Information supplied:
● ● ● ● ●

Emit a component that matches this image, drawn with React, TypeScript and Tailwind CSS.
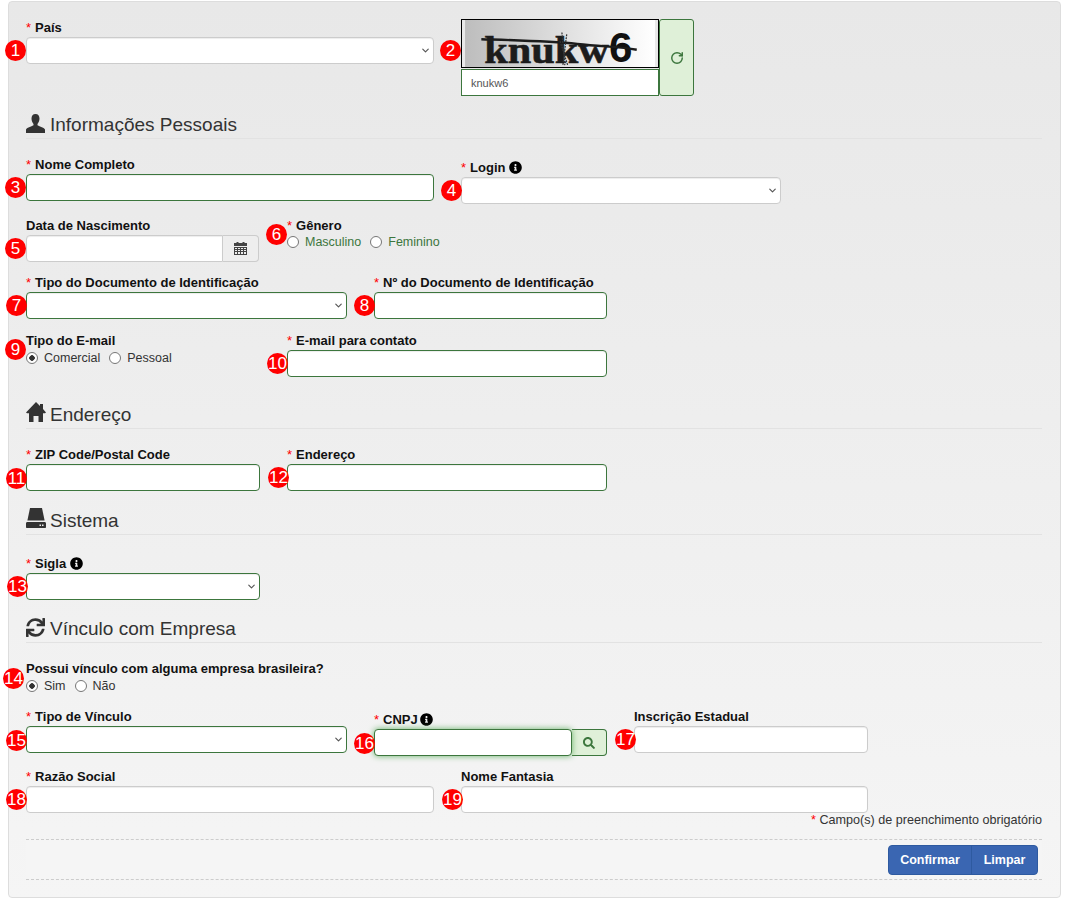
import React from 'react';
import { ChevronDown, RotateCw } from 'lucide-react';
import { FaInfoCircle, FaSearch, FaSync } from 'react-icons/fa';

const OK = 'border-[#3c763d]';
const PLAIN = 'border-[#ccc]';

const Badge = ({ n, className }: { n: number; className: string }) => (
  <span className={`absolute z-10 flex h-[21px] w-[21px] items-center justify-center rounded-full bg-[#ff0000] text-[17px] leading-none text-white ${className}`}>
    {n}
  </span>
);

const Label = ({ text, required, info, tight }: { text: string; required?: boolean; info?: boolean; tight?: boolean }) => (
  <label className="mb-[1px] flex h-[18px] items-center pt-[2px] text-[13px] font-bold leading-4 text-[#111]">
    {required && <span className="mr-[4px] font-normal text-[#ff0000]">*</span>}
    {text}
    {info && <FaInfoCircle size={13} className={`mt-[-2px] text-black ${tight ? 'ml-[2px]' : 'ml-[4px]'}`} />}
  </label>
);

const TextInput = ({ tone = PLAIN, className = '' }: { tone?: string; className?: string }) => (
  <input
    type="text"
    className={`block h-[27px] w-full rounded-[4px] border bg-white px-3 shadow-[inset_0_1px_1px_rgba(0,0,0,0.075)] outline-none ${tone} ${className}`}
  />
);

const SelectBox = ({ tone = PLAIN }: { tone?: string }) => (
  <div className="relative">
    <select className={`block h-[27px] w-full appearance-none rounded-[4px] border bg-white px-3 shadow-[inset_0_1px_1px_rgba(0,0,0,0.075)] outline-none ${tone}`} />
    <ChevronDown size={11} strokeWidth={2.5} className="pointer-events-none absolute right-[3px] top-[8px] text-[#555]" />
  </div>
);

const Radio = ({ label, checked, green }: { label: string; checked?: boolean; green?: boolean }) => (
  <label className={`mr-[9px] flex h-4 items-center text-[12.5px] ${green ? 'text-[#3c763d]' : 'text-[#333]'}`}>
    <input
      type="radio"
      defaultChecked={checked}
      className="mr-[6px] h-[12px] w-[12px] appearance-none rounded-full border border-[#767676] bg-white checked:bg-[radial-gradient(circle,#333_0_2.5px,#fff_3px)]"
    />
    {label}
  </label>
);

const Heading = ({ icon, text, className }: { icon: React.ReactNode; text: string; className: string }) => (
  <div className={`flex h-[30px] items-center border-b border-[#e2e2e2] text-[19px] leading-5 text-[#333] ${className}`}>
    <span className="w-[19px] shrink-0">{icon}</span>
    <span className="ml-[5px] mt-[2px]">{text}</span>
  </div>
);

const UserIcon = () => (
  <svg width="19" height="19" viewBox="0 0 19 19" fill="#333">
    <path d="M9.5 0C6.8 0 5.5 2 5.5 4.6c0 2.2.8 4.2 2 5.4v1.3c-1 .9-6.6 2.3-7.5 4.2V19h19v-3.5c-.9-1.9-6.5-3.3-7.5-4.2V10c1.2-1.2 2-3.2 2-5.4C13.5 2 12.2 0 9.5 0z" />
  </svg>
);

const HomeIcon = () => (
  <svg width="20" height="20" viewBox="0 0 20 20" fill="#333" className="mt-[-3px]">
    <path fillRule="evenodd" d="M10 0l4 4V2h3v5l3 3.4-1 .9H17V20h-4.5v-6h-5v6H3v-8.7H1l-1-.9z" />
  </svg>
);

const DriveIcon = () => (
  <svg width="20" height="20" viewBox="0 0 20 20" fill="#333" className="mt-[-3px]">
    <path d="M4 0h12l2.6 12.5H1.4z" />
    <path fillRule="evenodd" d="M1.4 14h17.2c.8 0 1.4.6 1.4 1.4V19c0 .6-.4 1-1 1H1c-.6 0-1-.4-1-1v-3.6C0 14.6.6 14 1.4 14zM13.5 16.5V18H15v-1.5zm2.5 0V18h1.5v-1.5z" />
  </svg>
);

const CalendarIcon = () => (
  <svg width="13" height="13" viewBox="0 0 13 13" fill="#444">
    <path d="M0 1h2.5V0h2v1h4V0h2v1H13v3H0z" />
    <path fillRule="evenodd" d="M0 5h13v8H0zM1 6v1h2V6zm3 0v1h2V6zm3 0v1h2V6zm3 0v1h2V6zM1 8v1h2V8zm3 0v1h2V8zm3 0v1h2V8zm3 0v1h2V8zM1 10v2h2v-2zm3 0v2h2v-2zm3 0v2h2v-2zm3 0v2h2v-2z" />
  </svg>
);

const Captcha = () => (
  <svg width="198" height="49" viewBox="0 0 198 49" className="block overflow-visible border border-black">
    <defs>
      <linearGradient id="captcha-bg" x1="0" x2="1" y1="0" y2="0">
        <stop offset="0" stopColor="#bdbdbd" />
        <stop offset="1" stopColor="#ffffff" />
      </linearGradient>
    </defs>
    <rect width="198" height="49" fill="url(#captcha-bg)" />
    <text x="20" y="45" fontFamily="'Liberation Serif', serif" fontWeight="700" fontSize="40" fill="#1c1c1c" stroke="#1c1c1c" strokeWidth="0.6" textLength="130" lengthAdjust="spacingAndGlyphs">
      knukw
    </text>
    <text x="150" y="44" fontFamily="'Liberation Sans', sans-serif" fontWeight="700" fontSize="44" fill="#111">
      6
    </text>
    <path d="M17 20c30 1 70 2 100 5s45 3 62 6" stroke="#1c1c1c" strokeWidth="2.5" fill="none" />
    <path d="M101 13l3 34M106 15l-4 32M99 22l8 25" stroke="#333" strokeWidth="1.3" fill="none" strokeDasharray="2 1" />
  </svg>
);

export default function App() {
  return (
    <div className="h-[915px] bg-white pl-2 pt-[1px] font-['Liberation_Sans',Arial,sans-serif]">
      <form className="h-[897px] w-[1053px] rounded-[4px] border border-[#ddd] bg-gradient-to-b from-[#e8e8e8] to-[#f5f5f5] pl-[17px] pr-[18px] pt-[16px]">
        <div className="flex items-start">
          <div className="relative w-[408px]">
            <Badge n={1} className="left-[-21px] top-[22px]" />
            <Label text="País" required />
            <SelectBox />
          </div>
          <div className="relative ml-[27px] mt-[1px] flex">
            <Badge n={2} className="left-[-21px] top-[21px]" />
            <div className="w-[198px]">
              <Captcha />
              <input type="text" defaultValue="knukw6" className={`mt-[1px] block h-[27px] w-full border bg-white px-[9px] text-[11px] text-[#555] outline-none ${OK}`} />
            </div>
            <button type="button" className={`flex h-[77px] w-[35px] items-center justify-center rounded-[3px] border bg-[#dff0d8] text-[#3c763d] ${OK}`}>
              <RotateCw size={14} strokeWidth={2.5} />
            </button>
          </div>
        </div>

        <Heading icon={<UserIcon />} text="Informações Pessoais" className="mt-[13px]" />

        <div className="mt-4 flex items-start">
          <div className="relative w-[408px]">
            <Badge n={3} className="left-[-21px] top-[22px]" />
            <Label text="Nome Completo" required />
            <TextInput tone={OK} />
          </div>
          <div className="relative ml-[27px] mt-[3px] w-[320px]">
            <Badge n={4} className="left-[-20px] top-[22px]" />
            <Label text="Login" required info />
            <SelectBox />
          </div>
        </div>

        <div className="mt-3 flex items-start">
          <div className="relative w-[233px]">
            <Badge n={5} className="left-[-21px] top-[22px]" />
            <Label text="Data de Nascimento" />
            <div className="flex">
              <TextInput className="rounded-r-none" />
              <button type="button" className="flex h-[27px] w-[36px] shrink-0 items-center justify-center rounded-r-[4px] border border-l-0 border-[#ccc] bg-[#eee]">
                <CalendarIcon />
              </button>
            </div>
          </div>
          <div className="relative ml-[28px]">
            <Badge n={6} className="left-[-21px] top-[8px]" />
            <Label text="Gênero" required />
            <div className="mt-[-1px] flex">
              <Radio label="Masculino" green />
              <Radio label="Feminino" green />
            </div>
          </div>
        </div>

        <div className="mt-[11px] flex items-start">
          <div className="relative w-[321px]">
            <Badge n={7} className="left-[-20px] top-[22px]" />
            <Label text="Tipo do Documento de Identificação" required />
            <SelectBox tone={OK} />
          </div>
          <div className="relative ml-[27px] w-[233px]">
            <Badge n={8} className="left-[-20px] top-[22px]" />
            <Label text="Nº do Documento de Identificação" required />
            <TextInput tone={OK} />
          </div>
        </div>

        <div className="mt-3 flex items-start">
          <div className="relative w-[234px]">
            <Badge n={9} className="left-[-21px] top-[8px]" />
            <Label text="Tipo do E-mail" />
            <div className="flex">
              <Radio label="Comercial" checked />
              <Radio label="Pessoal" />
            </div>
          </div>
          <div className="relative ml-[27px] w-[320px]">
            <Badge n={10} className="left-[-20px] top-[22px]" />
            <Label text="E-mail para contato" required />
            <TextInput tone={OK} />
          </div>
        </div>

        <Heading icon={<HomeIcon />} text="Endereço" className="mt-[22px]" />

        <div className="mt-4 flex items-start">
          <div className="relative w-[234px]">
            <Badge n={11} className="left-[-20px] top-[23px]" />
            <Label text="ZIP Code/Postal Code" required />
            <TextInput tone={OK} />
          </div>
          <div className="relative ml-[27px] w-[320px]">
            <Badge n={12} className="left-[-19px] top-[22px]" />
            <Label text="Endereço" required />
            <TextInput tone={OK} />
          </div>
        </div>

        <Heading icon={<DriveIcon />} text="Sistema" className="mt-[14px]" />

        <div className="relative mt-[19px] w-[234px]">
          <Badge n={13} className="left-[-19px] top-[22px]" />
          <Label text="Sigla" required info />
          <SelectBox tone={OK} />
        </div>

        <Heading icon={<FaSync size={19} className="text-[#333]" />} text="Vínculo com Empresa" className="mt-[13px]" />

        <div className="relative mt-4">
          <Badge n={14} className="left-[-23px] top-[9px]" />
          <Label text="Possui vínculo com alguma empresa brasileira?" />
          <div className="flex">
            <Radio label="Sim" checked />
            <Radio label="Não" />
          </div>
        </div>

        <div className="mt-[13px] flex items-start">
          <div className="relative w-[321px]">
            <Badge n={15} className="left-[-20px] top-[23px]" />
            <Label text="Tipo de Vínculo" required />
            <SelectBox tone={OK} />
          </div>
          <div className="relative ml-[27px] mt-[3px] flex w-[233px] flex-col">
            <Badge n={16} className="left-[-20px] top-[23px]" />
            <Label text="CNPJ" required info tight />
            <div className="flex">
              <TextInput tone={OK} className="relative z-[1] shadow-[0_0_6px_#67b168]!" />
              <button type="button" className={`flex h-[27px] w-[35px] shrink-0 items-center justify-center rounded-r-[4px] border border-l-0 bg-[#dff0d8] text-[#3c763d] ${OK}`}>
                <FaSearch size={12} />
              </button>
            </div>
          </div>
          <div className="relative ml-[27px] w-[234px]">
            <Badge n={17} className="left-[-19px] top-[22px]" />
            <Label text="Inscrição Estadual" />
            <TextInput />
          </div>
        </div>

        <div className="mt-[11px] flex items-start">
          <div className="relative w-[408px]">
            <Badge n={18} className="left-[-20px] top-[22px]" />
            <Label text="Razão Social" required />
            <TextInput />
          </div>
          <div className="relative ml-[27px] w-[407px]">
            <Badge n={19} className="left-[-19px] top-[22px]" />
            <Label text="Nome Fantasia" />
            <TextInput />
          </div>
        </div>

        <p className="h-[14px] text-right text-[12.6px] leading-[14px] text-[#333]">
          <span className="text-[#ff0000]">*</span> Campo(s) de preenchimento obrigatório
        </p>

        <div className="mt-3 flex h-[41px] justify-end border-y border-dashed border-[#ccc] bg-[#f5f5f5] pr-1 pt-[5px]">
          <div className="flex h-[30px] overflow-hidden rounded-[4px] border border-[#2e5aa0] bg-[#3a66b2] text-[12.5px] font-bold text-white">
            <button type="button" className="w-[83px] border-r border-[#2e5aa0]">Confirmar</button>
            <button type="button" className="w-[65px]">Limpar</button>
          </div>
        </div>
      </form>
    </div>
  );
}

● ● ● ● ●

Problem statement: Give again, exactly, the lines from the start of the data through the one holding "const PLAIN = 'border-[#ccc]';"; omit the pictures.

Answer to the problem:
Emit a component that matches this image, drawn with React, TypeScript and Tailwind CSS.
import React from 'react';
import { ChevronDown, RotateCw } from 'lucide-react';
import { FaInfoCircle, FaSearch, FaSync } from 'react-icons/fa';

const OK = 'border-[#3c763d]';
const PLAIN = 'border-[#ccc]';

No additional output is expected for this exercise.